--- RECORDS FOR THIS TASK ---

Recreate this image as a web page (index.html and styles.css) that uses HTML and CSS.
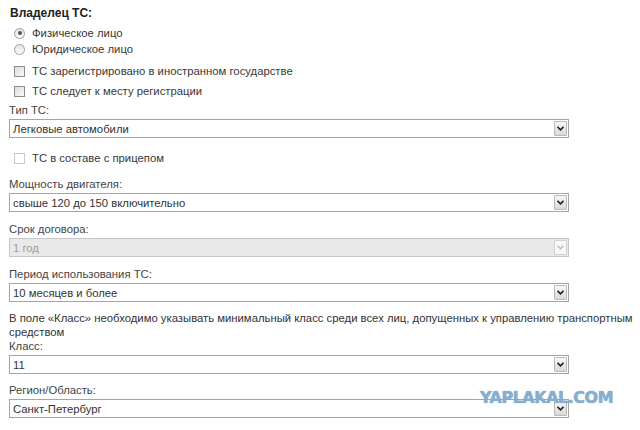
FILE: index.html
```html
<!DOCTYPE html>
<html lang="ru">
<head>
<meta charset="utf-8">
<title>Владелец ТС</title>
<link rel="stylesheet" href="styles.css">
</head>
<body>
<div class="form">
  <div class="heading">Владелец ТС:</div>
  <div class="radios">
    <div class="radio-row"><span class="radio checked"></span><span>Физическое лицо</span></div>
    <div class="radio-row"><span class="radio"></span><span>Юридическое лицо</span></div>
  </div>
  <div class="check-row first"><span class="box"></span><span>ТС зарегистрировано в иностранном государстве</span></div>
  <div class="check-row"><span class="box"></span><span>ТС следует к месту регистрации</span></div>

  <div class="label l-type">Тип ТС:</div>
  <div class="select"><span class="value">Легковые автомобили</span><span class="arrow"><svg width="7" height="5" viewBox="0 0 7 5"><path d="M0.5 0.8 L3.5 3.8 L6.5 0.8" fill="none" stroke="#222" stroke-width="1.6"/></svg></span></div>

  <div class="check-row trailer"><span class="box disabled"></span><span>ТС в составе с прицепом</span></div>

  <div class="label l-power">Мощность двигателя:</div>
  <div class="select"><span class="value">свыше 120 до 150 включительно</span><span class="arrow"><svg width="7" height="5" viewBox="0 0 7 5"><path d="M0.5 0.8 L3.5 3.8 L6.5 0.8" fill="none" stroke="#222" stroke-width="1.6"/></svg></span></div>

  <div class="label l-term">Срок договора:</div>
  <div class="select disabled"><span class="value">1 год</span><span class="arrow"><svg width="7" height="5" viewBox="0 0 7 5"><path d="M0.5 0.8 L3.5 3.8 L6.5 0.8" fill="none" stroke="#b8b8b8" stroke-width="1.3"/></svg></span></div>

  <div class="label l-period">Период использования ТС:</div>
  <div class="select"><span class="value">10 месяцев и более</span><span class="arrow"><svg width="7" height="5" viewBox="0 0 7 5"><path d="M0.5 0.8 L3.5 3.8 L6.5 0.8" fill="none" stroke="#222" stroke-width="1.6"/></svg></span></div>

  <p class="note">В поле «Класс» необходимо указывать минимальный класс среди всех лиц, допущенных к управлению транспортным средством</p>
  <div class="label l-class">Класс:</div>
  <div class="select"><span class="value">11</span><span class="arrow"><svg width="7" height="5" viewBox="0 0 7 5"><path d="M0.5 0.8 L3.5 3.8 L6.5 0.8" fill="none" stroke="#222" stroke-width="1.6"/></svg></span></div>

  <div class="label l-region">Регион/Область:</div>
  <div class="select"><span class="value">Санкт-Петербург</span><span class="arrow"><svg width="7" height="5" viewBox="0 0 7 5"><path d="M0.5 0.8 L3.5 3.8 L6.5 0.8" fill="none" stroke="#222" stroke-width="1.6"/></svg></span></div>
</div>
<div class="watermark">YAPLAKAL.COM</div>
</body>
</html>
```
FILE: styles.css
```css
html, body {
  margin: 0;
  padding: 0;
  background: #fff;
}
body {
  position: relative;
  width: 640px;
  height: 430px;
  overflow: hidden;
  font-family: "Liberation Sans", Arial, sans-serif;
  font-size: 11.3px;
  line-height: 14px;
  color: #383838;
}
.form {
  display: flex;
  flex-direction: column;
  padding: 6px 0 0 9px;
}
.heading {
  font-weight: bold;
  font-size: 12px;
  color: #222;
  margin-left: 1px;
}
.radios {
  margin-top: 5px;
  display: flex;
  flex-direction: column;
}
.radio-row, .check-row {
  display: flex;
  align-items: center;
  height: 16px;
}
.radio {
  width: 9px;
  height: 9px;
  border-radius: 50%;
  border: 1px solid #a0a0a0;
  background: linear-gradient(#e4e4e4, #fbfbfb);
  margin: 0 7px 0 5px;
  display: flex;
  align-items: center;
  justify-content: center;
  box-sizing: content-box;
}
.radio.checked::after {
  content: "";
  width: 4px;
  height: 4px;
  border-radius: 50%;
  background: #555;
}
.check-row {
  height: 20px;
}
.check-row.first {
  margin-top: 4px;
}
.box {
  width: 9px;
  height: 9px;
  border: 1px solid #8c8c8c;
  background: linear-gradient(135deg, #dcdcdc, #fafafa);
  margin: 0 7px 0 5px;
}
.box.disabled {
  border-color: #c9c9c9;
  background: #fff;
}
.check-row.trailer {
  margin-top: 10px;
  margin-bottom: 9px;
}
.label {
  color: #444;
}
.l-type { margin-top: 2px; }
.l-term, .l-period { margin-top: 10px; }
.l-region { margin-top: 9px; }
.select {
  margin-top: 2px;
  width: 558px;
  height: 17px;
  border: 1px solid #a5a5a5;
  background: #fff;
  display: flex;
  align-items: center;
  justify-content: space-between;
}
.select .value {
  padding-left: 3px;
  color: #333;
}
.select .arrow {
  width: 13px;
  height: 15px;
  margin-right: 1px;
  border: 1px solid #b9b9b9;
  border-radius: 1px;
  background: linear-gradient(#f6f6f6, #d9d9d9);
  display: flex;
  align-items: center;
  justify-content: center;
  box-sizing: border-box;
}
.select.disabled {
  background: #e9e9e9;
  border-color: #c6c6c6;
}
.select.disabled .value {
  color: #a0a0a0;
}
.select.disabled .arrow {
  background: #f8f8f8;
  border-color: #d2d2d2;
}
.note {
  margin: 9px 0 0;
  width: 631px;
  color: #333;
}
.watermark {
  position: absolute;
  left: 480px;
  top: 391px;
  font-family: "DejaVu Sans", sans-serif;
  font-weight: bold;
  font-size: 16px;
  letter-spacing: -0.5px;
  color: #86aed0;
  text-shadow: 0 0 1px #6f97ba;
}
```
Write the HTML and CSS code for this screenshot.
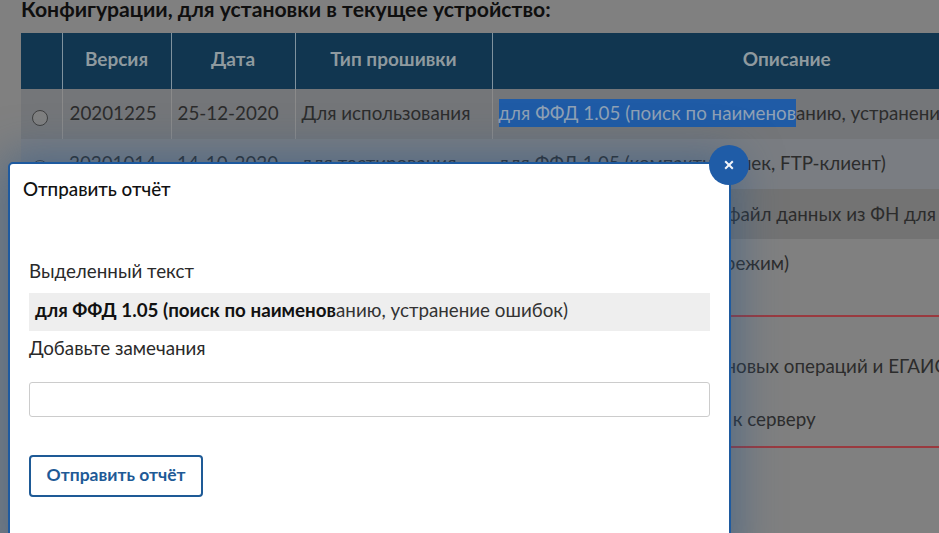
FILE: index.html
```html
<!DOCTYPE html>
<html lang="ru">
<head>
<meta charset="utf-8">
<title>Отправить отчёт</title>
<link rel="stylesheet" href="styles.css">
</head>
<body>
<main class="page">
  <h2 class="page-title">Конфигурации, для установки в текущее устройство:</h2>
  <table class="fw-table">
    <colgroup>
      <col class="c-radio"><col class="c-ver"><col class="c-date"><col class="c-type"><col class="c-desc">
    </colgroup>
    <thead>
      <tr><th></th><th>Версия</th><th>Дата</th><th>Тип прошивки</th><th>Описание</th></tr>
    </thead>
    <tbody>
      <tr class="r1 alt">
        <td class="radio-cell"><span class="radio"></span></td><td>20201225</td><td>25-12-2020</td><td>Для использования</td>
        <td><span class="sel">для ФФД 1.05 (поиск по наименов</span>анию, устранение ошибок)</td>
      </tr>
      <tr class="r2">
        <td class="radio-cell"><span class="radio"></span></td><td>20201014</td><td>14-10-2020</td><td>для тестирования</td>
        <td>для ФФД 1.05 (компактный чек, FTP-клиент)</td>
      </tr>
      <tr class="r3 alt">
        <td></td><td></td><td></td><td></td>
        <td>для ФФД 1.05 (сохранит в файл данных из ФН для проверки)</td>
      </tr>
      <tr class="r4">
        <td></td><td></td><td></td><td></td>
        <td>для ФФД 1.05 (текстовый режим)</td>
      </tr>
      <tr class="r5 red">
        <td colspan="5"></td>
      </tr>
      <tr class="r6">
        <td></td><td></td><td></td><td></td>
        <td>для ФФД 1.05 (поверка ценовых операций и ЕГАИС)</td>
      </tr>
      <tr class="r7 red">
        <td></td><td></td><td></td><td></td>
        <td>для ФФД 1.05 (обращение к серверу</td>
      </tr>
    </tbody>
  </table>
</main>

<section class="modal">
  <button class="close" type="button" aria-label="Закрыть">
    <svg width="10" height="10" viewBox="0 0 10 10"><path d="M1.2 1.2L8.8 8.8M8.8 1.2L1.2 8.8" stroke="#f2f5fa" stroke-width="2" fill="none"/></svg>
  </button>
  <h3 class="modal-title">Отправить отчёт</h3>
  <div class="modal-body">
    <label class="label">Выделенный текст</label>
    <div class="quote"><b>для ФФД 1.05 (поиск по наименов</b>анию, устранение ошибок)</div>
    <label class="label label-2">Добавьте замечания</label>
    <input class="field" type="text">
    <button class="submit" type="button">Отправить отчёт</button>
  </div>
</section>
</body>
</html>
```
FILE: styles.css
```css
html, body {
  margin: 0;
  height: 100%;
  overflow: hidden;
  background: #808080;
  font-family: Lato, "Noto Sans", sans-serif;
}
.page {
  padding: 0 0 0 21px;
  width: 1200px;
}
.page-title {
  margin: 0;
  height: 33px;
  font-size: 21.2px;
  line-height: 18px;
  font-weight: 700;
  color: #0f0f0f;
}
.fw-table {
  border-collapse: collapse;
  table-layout: fixed;
  width: 1060px;
  font-size: 18.8px;
  color: #2c2c2c;
}
.c-radio { width: 41px; }
.c-ver { width: 109px; }
.c-date { width: 124px; }
.c-type { width: 197px; }
.c-desc { width: 589px; }
.fw-table th {
  height: 56px;
  padding: 0 0 6px;
  box-sizing: border-box;
  background: #113650;
  color: #8f9a9f;
  font-size: 19px;
  font-weight: 700;
  text-align: center;
  border-left: 1px solid #7f929e;
}
.fw-table th:first-child, .fw-table td:first-child { border-left: 0; }
.fw-table td {
  padding: 0 6px;
  white-space: nowrap;
}
.fw-table td:nth-child(2) { padding-left: 7px; }
.fw-table .radio-cell { padding: 0 3px 0 0; text-align: center; }
.r1 td { height: 50px; padding-bottom: 4px; box-sizing: border-box; border-left: 1px solid #8a8a8a; background: #747679; }
.r2 td { height: 50px; padding-bottom: 4px; box-sizing: border-box; background: #7a7d82; }
.r3 td { height: 50px; padding-bottom: 1px; box-sizing: border-box; background: #737373; }
.r4 td { height: 51px; padding-bottom: 4px; box-sizing: border-box; }
.fw-table .r5 td { height: 26px; padding: 0; box-sizing: border-box; border-bottom: 2px solid #9a3a3f; }
.fw-table .r6 td { height: 76px; padding-top: 22px; box-sizing: border-box; }
.fw-table .r7 td { height: 55px; box-sizing: border-box; padding-bottom: 1px; border-bottom: 2px solid #9a3a3f; }
.radio {
  display: inline-block;
  width: 14px;
  height: 14px;
  margin-top: 11px;
  border: 1px solid #3f3f3f;
  border-radius: 50%;
  background: #808080;
}
.sel {
  background: #1f5ba6;
  color: #8fa1b5;
  padding: 2px 0 3px;
}
.modal {
  position: absolute;
  left: 8px;
  top: 162px;
  width: 719px;
  height: 400px;
  border: 2px solid #1e5a9f;
  border-radius: 5px;
  background: #fff;
  box-shadow: 0 0 45px 5px rgba(40, 85, 135, 0.55);
}
.close {
  position: absolute;
  right: -20px;
  top: -19px;
  width: 40px;
  height: 40px;
  padding: 0;
  display: flex;
  align-items: center;
  justify-content: center;
  border: 0;
  border-radius: 50%;
  background: #1f5ca7;
}
.modal-title {
  margin: 0;
  padding: 15px 0 0 13px;
  font-size: 18.8px;
  line-height: 20px;
  font-weight: 500;
  color: #111;
}
.modal-body {
  display: flex;
  flex-direction: column;
  align-items: flex-start;
  padding: 61px 19px 0;
}
.label {
  font-size: 18.8px;
  line-height: 22px;
  color: #2a2a2a;
}
.quote {
  box-sizing: border-box;
  width: 681px;
  height: 38px;
  margin-top: 11px;
  padding: 0 6px;
  background: #eeeeee;
  font-size: 18.8px;
  line-height: 33px;
  color: #333;
}
.quote b { color: #111; }
.label-2 { margin-top: 6px; }
.field {
  box-sizing: border-box;
  width: 681px;
  height: 35px;
  margin-top: 23px;
  border: 1px solid #cccccc;
  border-radius: 3px;
  background: #fff;
}
.submit {
  width: 174px;
  height: 42px;
  margin-top: 38px;
  padding: 0 0 4px;
  border: 2px solid #1e5a96;
  border-radius: 4px;
  background: #fff;
  color: #1e5a96;
  font-family: inherit;
  font-size: 17.5px;
  font-weight: 700;
}
```
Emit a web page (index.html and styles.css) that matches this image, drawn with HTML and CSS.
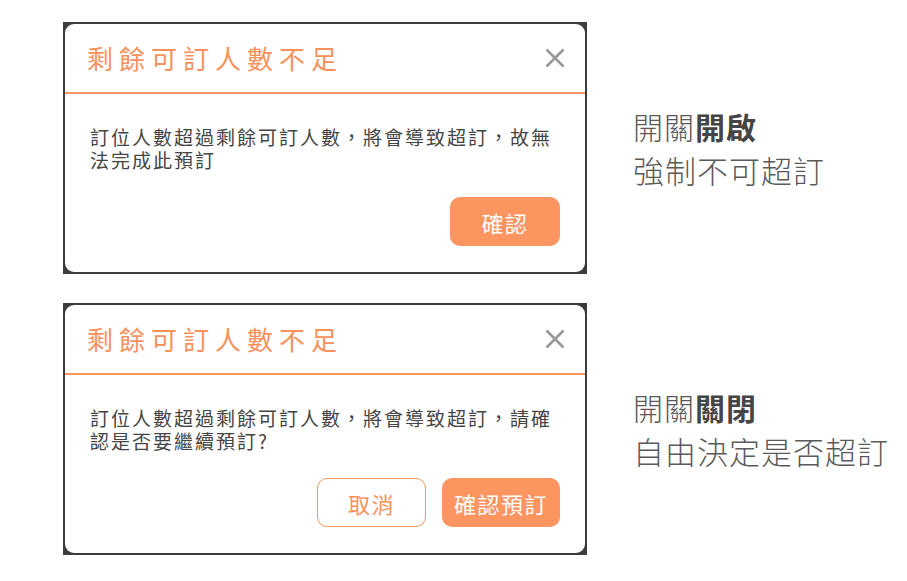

---

**GIVEN INSTRUCTION:** Which lines hold the string "that"? Copy all of them from the data above.

**EXPECTED ANSWER:**
Recreate this image as a web page (index.html and styles.css) that uses HTML and CSS.
Emit a web page (index.html and styles.css) that matches this image, drawn with HTML and CSS.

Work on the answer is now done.